Cherry’s crowd pleaser is a big beast in Edinburgh’s heaving menagerie
The Glass Menagerie (King’s Theatre) Verdict: Exquisite antique ★★★★✩ Alan Cumming Sings Sappy Songs (The Hub) Verdict: His life is a cabaret ★★★✩✩
AMID the vast menagerie of the heaving, clattering Edinburgh Festival, Tennessee Williams’s exquisitely sad autobiographical drama from 1944 is a charmingly old-fashioned reprieve.
The production stars Cherry Jones – President Allison Taylor from the TV series 24. It isn’t the most exciting or novel of plays to headline Edinburgh’s International Festival but it is proving a copper-bottomed hit.
This is thanks largely to Jones, who plays the overbearing mother and former Southern Belle who suffocates her children with spurious memories of a Mississippi golden age. The play is a repertory classic, with the Williams character taking the audience on a journey into his past pain. Williams’s sister was diagnosed with schizophrenia and lobotomised when he wrote this and she is represented as a nervous, disabled waif who is overattached to a menagerie of ornamental glass animals.
Director John Tiffany (who directed the West End Harry Potter show) aims to give the play a modern make-over, with stylised movement, choreographed by Steven Hoggett. Hoggett’s trademark is getting actors to list to the point of almost falling over but his pseudoballetic posturing adds little. Happily, the piece survives.
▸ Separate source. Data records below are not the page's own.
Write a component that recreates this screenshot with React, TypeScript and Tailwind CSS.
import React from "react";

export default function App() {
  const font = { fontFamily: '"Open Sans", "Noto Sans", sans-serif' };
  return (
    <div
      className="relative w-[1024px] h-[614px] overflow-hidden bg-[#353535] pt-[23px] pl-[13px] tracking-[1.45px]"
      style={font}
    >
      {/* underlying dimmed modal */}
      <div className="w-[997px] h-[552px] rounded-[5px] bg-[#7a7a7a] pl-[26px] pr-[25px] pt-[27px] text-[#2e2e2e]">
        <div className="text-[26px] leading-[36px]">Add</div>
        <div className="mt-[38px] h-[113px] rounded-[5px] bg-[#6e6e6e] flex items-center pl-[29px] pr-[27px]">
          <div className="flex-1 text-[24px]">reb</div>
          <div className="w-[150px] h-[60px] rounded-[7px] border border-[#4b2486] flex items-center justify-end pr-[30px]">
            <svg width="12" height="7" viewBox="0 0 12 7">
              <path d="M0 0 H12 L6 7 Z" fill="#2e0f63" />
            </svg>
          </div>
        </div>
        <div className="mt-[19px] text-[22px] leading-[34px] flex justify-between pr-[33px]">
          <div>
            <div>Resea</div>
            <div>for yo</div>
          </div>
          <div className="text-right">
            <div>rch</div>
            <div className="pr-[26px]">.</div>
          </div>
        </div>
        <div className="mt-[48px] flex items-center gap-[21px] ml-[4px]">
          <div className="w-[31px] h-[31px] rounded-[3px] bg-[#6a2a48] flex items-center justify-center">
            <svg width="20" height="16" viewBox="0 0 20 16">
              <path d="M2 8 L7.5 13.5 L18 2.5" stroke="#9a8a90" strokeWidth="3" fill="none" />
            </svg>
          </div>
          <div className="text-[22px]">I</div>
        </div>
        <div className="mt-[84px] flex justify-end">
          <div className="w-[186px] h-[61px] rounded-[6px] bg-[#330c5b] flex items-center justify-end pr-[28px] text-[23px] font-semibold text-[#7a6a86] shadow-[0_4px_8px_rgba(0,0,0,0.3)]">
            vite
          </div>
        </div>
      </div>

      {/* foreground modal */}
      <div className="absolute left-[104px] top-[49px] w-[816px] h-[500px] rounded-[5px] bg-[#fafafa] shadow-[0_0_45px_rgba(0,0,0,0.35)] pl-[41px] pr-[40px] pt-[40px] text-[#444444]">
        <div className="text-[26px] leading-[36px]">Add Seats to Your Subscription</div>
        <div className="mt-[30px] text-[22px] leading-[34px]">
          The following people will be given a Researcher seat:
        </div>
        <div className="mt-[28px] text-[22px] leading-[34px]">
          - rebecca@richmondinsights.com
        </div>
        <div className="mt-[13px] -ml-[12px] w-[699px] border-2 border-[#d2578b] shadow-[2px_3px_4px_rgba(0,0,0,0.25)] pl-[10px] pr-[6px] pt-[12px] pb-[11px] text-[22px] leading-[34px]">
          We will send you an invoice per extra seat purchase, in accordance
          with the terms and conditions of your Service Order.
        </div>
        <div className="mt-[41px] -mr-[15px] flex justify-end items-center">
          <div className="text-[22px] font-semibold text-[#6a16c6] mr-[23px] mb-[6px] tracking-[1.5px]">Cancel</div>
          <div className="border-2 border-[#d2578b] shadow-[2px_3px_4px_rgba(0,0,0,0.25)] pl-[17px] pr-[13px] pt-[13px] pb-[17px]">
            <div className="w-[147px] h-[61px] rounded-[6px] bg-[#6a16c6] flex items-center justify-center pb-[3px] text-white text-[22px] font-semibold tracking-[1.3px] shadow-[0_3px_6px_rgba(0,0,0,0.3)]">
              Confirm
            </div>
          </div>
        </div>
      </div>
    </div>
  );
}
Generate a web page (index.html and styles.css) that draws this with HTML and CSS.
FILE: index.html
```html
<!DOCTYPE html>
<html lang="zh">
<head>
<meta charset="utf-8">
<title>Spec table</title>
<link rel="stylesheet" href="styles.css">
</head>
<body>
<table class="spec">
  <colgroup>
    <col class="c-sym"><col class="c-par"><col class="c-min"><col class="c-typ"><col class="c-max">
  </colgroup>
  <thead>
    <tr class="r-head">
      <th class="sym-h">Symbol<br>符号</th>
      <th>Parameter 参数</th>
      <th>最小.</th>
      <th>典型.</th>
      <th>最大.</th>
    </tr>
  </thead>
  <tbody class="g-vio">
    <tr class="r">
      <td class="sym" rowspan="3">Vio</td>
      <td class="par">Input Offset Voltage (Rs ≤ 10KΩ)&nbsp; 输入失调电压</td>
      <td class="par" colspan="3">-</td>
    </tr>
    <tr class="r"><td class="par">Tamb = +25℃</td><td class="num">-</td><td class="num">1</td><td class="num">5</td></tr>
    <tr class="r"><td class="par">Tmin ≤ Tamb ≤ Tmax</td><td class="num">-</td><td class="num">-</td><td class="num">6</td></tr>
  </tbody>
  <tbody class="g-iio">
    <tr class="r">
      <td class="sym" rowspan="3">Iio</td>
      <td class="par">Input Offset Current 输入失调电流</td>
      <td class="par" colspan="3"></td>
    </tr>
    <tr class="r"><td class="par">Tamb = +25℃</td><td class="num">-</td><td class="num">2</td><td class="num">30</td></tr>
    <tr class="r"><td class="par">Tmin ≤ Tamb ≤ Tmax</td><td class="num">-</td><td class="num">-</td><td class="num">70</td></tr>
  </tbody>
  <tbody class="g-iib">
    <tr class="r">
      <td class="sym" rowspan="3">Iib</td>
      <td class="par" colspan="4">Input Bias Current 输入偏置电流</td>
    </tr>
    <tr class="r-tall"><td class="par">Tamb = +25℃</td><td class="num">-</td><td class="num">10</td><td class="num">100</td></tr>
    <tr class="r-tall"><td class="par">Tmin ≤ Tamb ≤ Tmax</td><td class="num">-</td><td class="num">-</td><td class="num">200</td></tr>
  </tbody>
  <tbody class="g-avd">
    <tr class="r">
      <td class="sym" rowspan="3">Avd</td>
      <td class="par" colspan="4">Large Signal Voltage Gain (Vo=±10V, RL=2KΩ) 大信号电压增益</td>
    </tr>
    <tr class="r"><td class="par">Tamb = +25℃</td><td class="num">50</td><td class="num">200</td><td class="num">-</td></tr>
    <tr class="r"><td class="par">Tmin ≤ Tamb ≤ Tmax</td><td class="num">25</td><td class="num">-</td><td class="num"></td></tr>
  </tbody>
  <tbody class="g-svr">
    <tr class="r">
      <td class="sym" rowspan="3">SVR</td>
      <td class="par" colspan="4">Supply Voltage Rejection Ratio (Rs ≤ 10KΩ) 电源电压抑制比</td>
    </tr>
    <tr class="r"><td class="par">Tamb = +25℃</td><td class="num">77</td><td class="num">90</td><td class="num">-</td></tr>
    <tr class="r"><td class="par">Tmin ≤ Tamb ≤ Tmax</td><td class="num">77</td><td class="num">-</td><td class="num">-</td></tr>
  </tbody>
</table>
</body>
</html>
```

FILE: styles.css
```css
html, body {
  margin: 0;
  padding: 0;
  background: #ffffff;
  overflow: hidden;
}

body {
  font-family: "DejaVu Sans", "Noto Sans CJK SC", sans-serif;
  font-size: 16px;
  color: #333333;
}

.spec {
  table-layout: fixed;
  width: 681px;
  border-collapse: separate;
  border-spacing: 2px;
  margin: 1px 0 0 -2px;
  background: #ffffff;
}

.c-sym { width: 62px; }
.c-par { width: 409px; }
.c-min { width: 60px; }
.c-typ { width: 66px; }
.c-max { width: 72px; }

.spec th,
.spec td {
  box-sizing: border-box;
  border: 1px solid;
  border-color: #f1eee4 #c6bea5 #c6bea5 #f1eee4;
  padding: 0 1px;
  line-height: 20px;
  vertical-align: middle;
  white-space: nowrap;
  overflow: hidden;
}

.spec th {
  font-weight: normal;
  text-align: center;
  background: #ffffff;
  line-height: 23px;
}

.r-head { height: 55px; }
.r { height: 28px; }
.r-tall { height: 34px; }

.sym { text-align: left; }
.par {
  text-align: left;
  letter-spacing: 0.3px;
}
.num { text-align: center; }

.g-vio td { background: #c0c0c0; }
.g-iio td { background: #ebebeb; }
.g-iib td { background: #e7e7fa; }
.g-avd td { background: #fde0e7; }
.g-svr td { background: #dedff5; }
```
IT TAKES a certain kind of nerve to organise your own tribute show, but Alan Cumming has that nerve, in spades.
Scotland’s answer to Liza Minnelli, Cumming, 51, is well known for having played the Emcee in Cabaret but even better known as a wily political fixer in US TV’s The Good Wife.
Returning to Scotland, now the series has ended, Cumming has resolved to reveal glimpses of his more intimate self in a late-night rendition of what he admits are ‘sappy songs’ – ranging from Annie Lennox’s Keep Your Big Mouth Shut, to an inevitable (and inevitably fond) Sondheim spoof.
The whiff of self-indulgence is strong but the songs are at least unusual as Cumming performs in a black sleeveless shirt with baggy trousers, backed by a similarly black-clad band, in a former church at the foot of the castle.
His song selection bookends anecdotes from his life, starting with his humble origins in small town Aberfeldy. And if he gives a little too much detail about his sex life, he is careful to maintain his Peter Pan facade and never let the evening get too deep or meaningful.